Cities and Oceans If (2000-2010) imagines a world of “if,” where natural resources were valued and protected. The public art interventions were studies of ecological acupressure “trigger” points across various sites internationally, reinforcing habitat restoration, biodiversity, and interdependence. Experimenting with the virtual and physical and combining artistic inquiry, data collection, and mapping, the project centrally asks, “Can art be used to identify degraded biodiversity hotspots around the world in landscapes and urban regions, whose restoration could affect large-scale landscape healing?

The “If” refers to the world we might live in if natural resources were valued and protected. Broadly conceiving the definition of a site, this project explored how a site’s location could be reconceived as a trigger point for the interdependence between physical, imaginative, and virtual aspects of environmental restoration.

International proposals for public art interventions included sites in Bergen Belsen, Germany; Geumgang, Korea; New Delhi, India, and Pescia, Italy. The goal of restoring sites, to connect fragmented natural resources, has its greatest implications for water. The health of local native fish stocks is one way to track linkage between water systems and habitats.
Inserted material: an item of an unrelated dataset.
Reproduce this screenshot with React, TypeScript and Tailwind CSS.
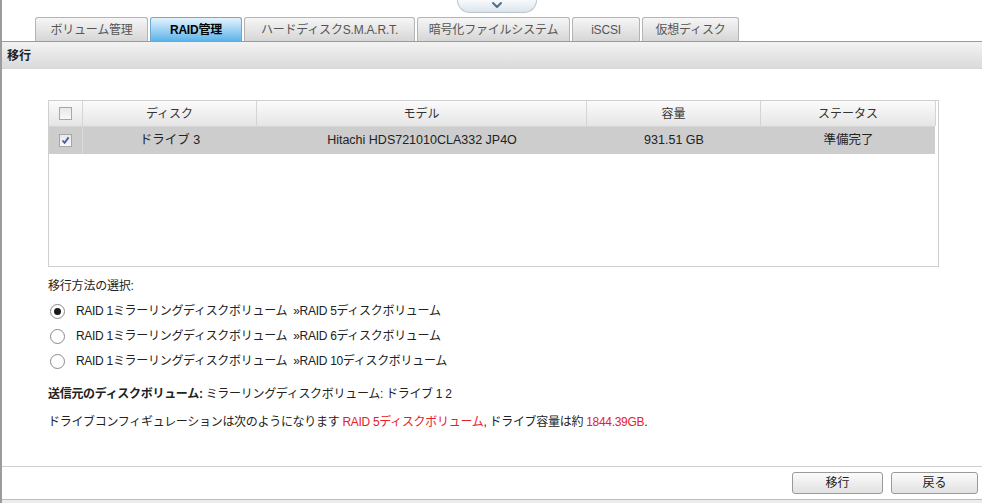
import { ChevronDown } from 'lucide-react'

const tabs = [
  { label: 'ボリューム管理', w: 'w-[113px]' },
  { label: 'RAID管理', w: 'w-[92px]', active: true },
  { label: 'ハードディスクS.M.A.R.T.', w: 'w-[171px]' },
  { label: '暗号化ファイルシステム', w: 'w-[153px]' },
  { label: 'iSCSI', w: 'w-[68px]' },
  { label: '仮想ディスク', w: 'w-[97px]' },
]

const options = [
  { label: 'RAID 1ミラーリングディスクボリューム  »RAID 5ディスクボリューム', checked: true },
  { label: 'RAID 1ミラーリングディスクボリューム  »RAID 6ディスクボリューム' },
  { label: 'RAID 1ミラーリングディスクボリューム  »RAID 10ディスクボリューム' },
]

function Checkbox({ checked }: { checked?: boolean }) {
  return (
    <div className="w-[13px] h-[13px] border border-[#a7a7a7] bg-gradient-to-b from-[#e8e8e8] to-[#f8f8f8] flex items-center justify-center">
      {checked && (
        <svg width="9" height="9" viewBox="0 0 9 9">
          <path d="M1.5 4.5 L3.6 6.8 L7.6 1.4" fill="none" stroke="#3a5ea8" strokeWidth="1.8" />
        </svg>
      )}
    </div>
  )
}

function Radio({ checked }: { checked?: boolean }) {
  return (
    <div className="w-[15px] h-[15px] rounded-full border border-[#8a8a8a] bg-white flex items-center justify-center">
      {checked && <div className="w-[7px] h-[7px] rounded-full bg-[#1a1a1a]" />}
    </div>
  )
}

export default function App() {
  return (
    <div className="w-[982px] h-[503px] overflow-hidden bg-white border-l-2 border-[#9c9c9c] flex flex-col font-['Liberation_Sans','Noto_Sans_CJK_JP',sans-serif] text-[#222] relative">
      {/* pull-down handle */}
      <div className="absolute left-[455px] top-0 w-[80px] h-[13px] rounded-b-[16px] border border-t-0 border-[#b9c4cc] bg-gradient-to-b from-[#f7fafc] to-[#dce4ea] flex items-center justify-center">
        <ChevronDown className="w-4 h-4 text-[#4e6f8c] -mt-[3px]" strokeWidth={3} />
      </div>

      {/* tabs */}
      <div className="mt-[17px] h-[25px] flex items-end gap-[2px] pl-[33px] border-b border-[#9a9a9a]">
        {tabs.map(t => (
          <div
            key={t.label}
            className={`${t.w} h-[24px] rounded-t-[3px] border border-b-0 flex items-center justify-center text-[12px] tracking-[-0.2px] ${
              t.active
                ? 'border-[#6fa9cf] bg-gradient-to-b from-[#e3f3fd] to-[#59b3ea] font-bold text-black'
                : 'border-[#b4b4b4] bg-gradient-to-b from-[#f6f6f6] to-[#d6d6d6] text-[#555]'
            }`}
          >
            {t.label}
          </div>
        ))}
      </div>

      {/* section header */}
      <div className="h-[27px] bg-gradient-to-b from-[#f3f3f3] to-[#d9d9d9] flex items-center pl-[5px] text-[12px] font-bold text-[#222]">
        移行
      </div>

      {/* content */}
      <div className="flex-1 pl-[46px] pr-[43px] pt-[31px]">
        <div className="h-[167px] border border-[#cfcfcf] pr-[3px]">
          <div className="grid grid-cols-[34px_174px_330px_174px_175px] h-[26px] bg-gradient-to-b from-[#fbfbfb] to-[#e5e5e5] border-b border-[#d4d4d4] text-[12px] text-[#333]">
            <div className="flex items-center justify-center border-r border-[#d4d4d4]">
              <Checkbox />
            </div>
            <div className="flex items-center justify-center border-r border-[#d4d4d4]">ディスク</div>
            <div className="flex items-center justify-center border-r border-[#d4d4d4]">モデル</div>
            <div className="flex items-center justify-center border-r border-[#d4d4d4]">容量</div>
            <div className="flex items-center justify-center border-r border-[#d4d4d4]">ステータス</div>
          </div>
          <div className="grid grid-cols-[34px_174px_330px_174px_175px] h-[27px] bg-[#cdcdcd] text-[12.5px] text-[#222]">
            <div className="flex items-center justify-center border-r border-[#dcdcdc]">
              <Checkbox checked />
            </div>
            <div className="flex items-center justify-center">ドライブ 3</div>
            <div className="flex items-center justify-center">Hitachi HDS721010CLA332 JP4O</div>
            <div className="flex items-center justify-center">931.51 GB</div>
            <div className="flex items-center justify-center">準備完了</div>
          </div>
        </div>

        <div className="mt-[9px] text-[12px] leading-[20px] tracking-[-0.2px]">移行方法の選択:</div>
        <div className="mt-[5px] flex flex-col gap-[5px]">
          {options.map(o => (
            <div key={o.label} className="flex items-center h-[20px] pl-[2px] gap-[11px] text-[12px] tracking-[-0.3px] whitespace-pre">
              <Radio checked={o.checked} />
              <span>{o.label}</span>
            </div>
          ))}
        </div>

        <div className="mt-[13px] text-[12px] leading-[20px] tracking-[-0.3px]">
          <span className="font-bold">送信元のディスクボリューム:</span> ミラーリングディスクボリューム: ドライブ 1 2
        </div>
        <div className="mt-[8px] text-[12px] leading-[20px] tracking-[-0.3px]">
          ドライブコンフィギュレーションは次のようになります <span className="text-[#e8202a]">RAID 5ディスクボリューム</span>, ドライブ容量は約{' '}
          <span className="text-[#e8202a]">1844.39GB</span>.
        </div>
      </div>

      {/* footer */}
      <div className="h-[33px] border-t border-[#cfcfcf] flex items-center justify-end gap-[8px] pr-[4px]">
        <button className="w-[91px] h-[22px] rounded-[3px] border border-[#9a9a9a] bg-gradient-to-b from-[#fbfbfb] to-[#e1e1e1] text-[12px] text-[#222]">
          移行
        </button>
        <button className="w-[87px] h-[22px] rounded-[3px] border border-[#9a9a9a] bg-gradient-to-b from-[#fbfbfb] to-[#e1e1e1] text-[12px] text-[#222]">
          戻る
        </button>
      </div>
      <div className="h-[4px] border-t border-[#bdbdbd] bg-[#ececec]" />
    </div>
  )
}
Virtual Cities and Oceans of If experimented with using the Internet to perform residencies, without the international travel that spews jet fuel over the earth's waters and into her atmosphere. “The physiological cost of traveling to multiple work sites had become as far beyond my personal resources as the fuel use is that taxes our earth. I recognized an opportunity to discover new solutions to our global warming crisis. …The virtual world can leverage sustainable restoration and remediation of degraded ecologies. Virtuality is brilliantly exploited by terrorists. It can equally dramatically serve a different agenda.” —August 2006 “Virtual Cities & Oceans of If” press release.

Provenance:

Stills from Cities & Oceans of If have been shown in the following exhibitions: Ecovention, Contemporary Art Center, Cincinnati, OH, 2000; Imaging the River, curated by Amy Lipton, Hudson River Museum, Yonkers, NY, 2003-2004; Visions about Nature, curated by Anke Mellin, Korean Nature Artists Association-Yatoo, Chungnam, South Korea, 2005; Called to Action, curated by Lillian Ball, Art Sites, Riverhead, NY; The Drop curated by Jodi Hanel, Exit Art, New York City, NY, April 8 - June 10, 2006 and Groundworks, curated by Grant Kestor, Regina Miller Gallery, Carnegie Mellon University, Pittsburg, PA, 2005.

Publications:

Spaid, Sue. Ecovention: current art to transform ecologies. Cincinnati, Ohio: Contemporary Art Center, greenmuseum.org and ecoartspace, 2000.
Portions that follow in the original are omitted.